6 Comparative Study of CALAM

A comparatively analysis of CALAM with existing structures (Pix Labeler [14], GTLC [15], Truthing Tool [16], APTI [17]) for handwritten text image corpus is shown in Table 2.

Table 2 Comparative analysis of CALAM

As compared to above structures CALAM provides a facility to display handwritten text image file and transcription material of corresponding image on the same screen in a collaboration context. An Automatic XML file of meta-information can be generated on the basic of database entries. It also provides a structural markup information for benchmarking of handwritten text segmentation and OCR techniques.

7 Conclusions

In this paper we have presented a structure for developing a standard corpus for various languages, currently it has been experimented with three languages Urdu, Hindi and English. The uniformity of structure provide an appropriate way for annotation of handwritten text images. We describes the data collection methodology and characteristics of the structure to manipulate the data for benchmarking tests.

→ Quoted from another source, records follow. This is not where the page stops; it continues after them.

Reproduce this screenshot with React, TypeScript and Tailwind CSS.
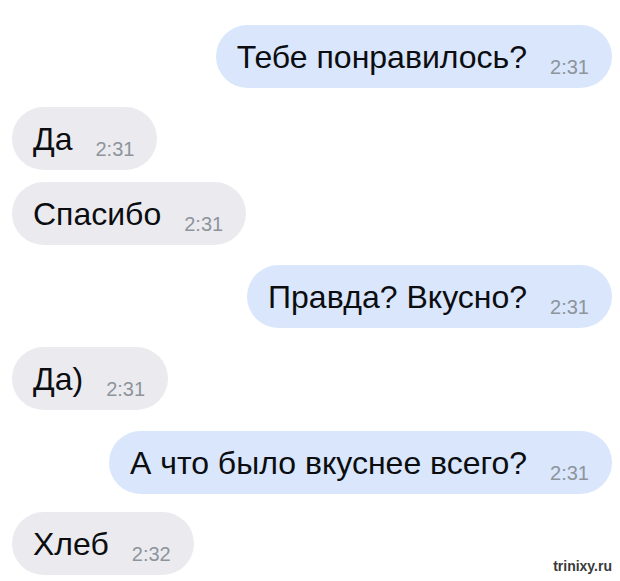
import React from "react";

type Msg = { text: string; time: string; out: boolean; mt: string };

const msgs: Msg[] = [
  { text: "Тебе понравилось?", time: "2:31", out: true, mt: "mt-[25px]" },
  { text: "Да", time: "2:31", out: false, mt: "mt-[19px]" },
  { text: "Спасибо", time: "2:31", out: false, mt: "mt-[12px]" },
  { text: "Правда? Вкусно?", time: "2:31", out: true, mt: "mt-[20px]" },
  { text: "Да)", time: "2:31", out: false, mt: "mt-[19px]" },
  { text: "А что было вкуснее всего?", time: "2:31", out: true, mt: "mt-[21px]" },
];

function Bubble({ text, time, out }: { text: string; time: string; out: boolean }) {
  return (
    <div
      className={
        "flex h-[63px] items-center rounded-full pl-[21px] pr-[23px] " +
        (out ? "bg-[#d9e6fb]" : "bg-[#ebebef]")
      }
    >
      <span className="text-[32px] leading-none text-[#0b0d10] whitespace-nowrap">{text}</span>
      <span className="ml-[23px] mt-[20px] text-[20px] leading-none text-[#8d949c]">{time}</span>
    </div>
  );
}

export default function App() {
  return (
    <div
      className="flex h-[581px] w-[620px] flex-col overflow-hidden bg-white pl-[12px] pr-[8px]"
      style={{ fontFamily: '"Liberation Sans", Arial, sans-serif' }}
    >
      {msgs.map((m, i) => (
        <div key={i} className={"flex " + m.mt + " " + (m.out ? "justify-end" : "justify-start")}>
          <Bubble text={m.text} time={m.time} out={m.out} />
        </div>
      ))}
      <div className="mt-[18px] flex items-end justify-between">
        <Bubble text="Хлеб" time="2:32" out={false} />
        <span className="mb-[2px] text-[14px] font-bold leading-none text-[#3a3a3a] [text-shadow:0_0_1px_#fff]">
          trinixy.ru
        </span>
      </div>
    </div>
  );
}
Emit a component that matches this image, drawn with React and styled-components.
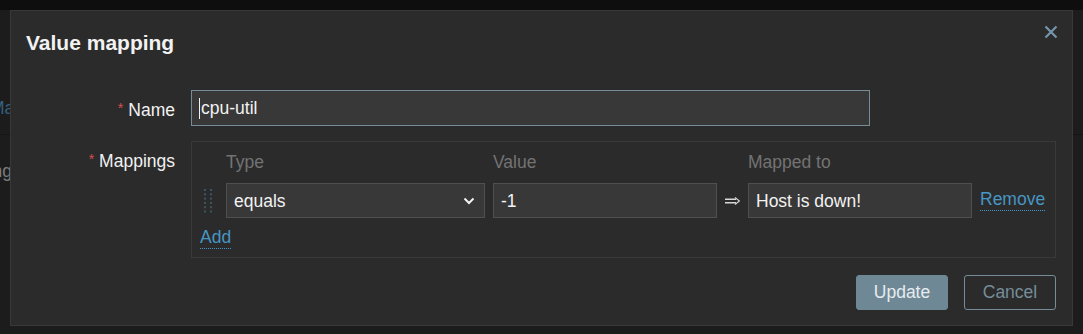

Structure has a potential to provide researchers all the facilities for linguistic research on same platform. The aim of the structure is to build a resources that would provide ground truth annotation for handwritten text images. Structure would be rich source to design a large volume dataset for natural language processing related research. All the experiments from data collection to validating and XML meta-information has been done with utmost care by following standard procedures and rules. Forth part of handwritten text form having demographic information of writers could be used to train a system for automatic data fetching from handwritten form.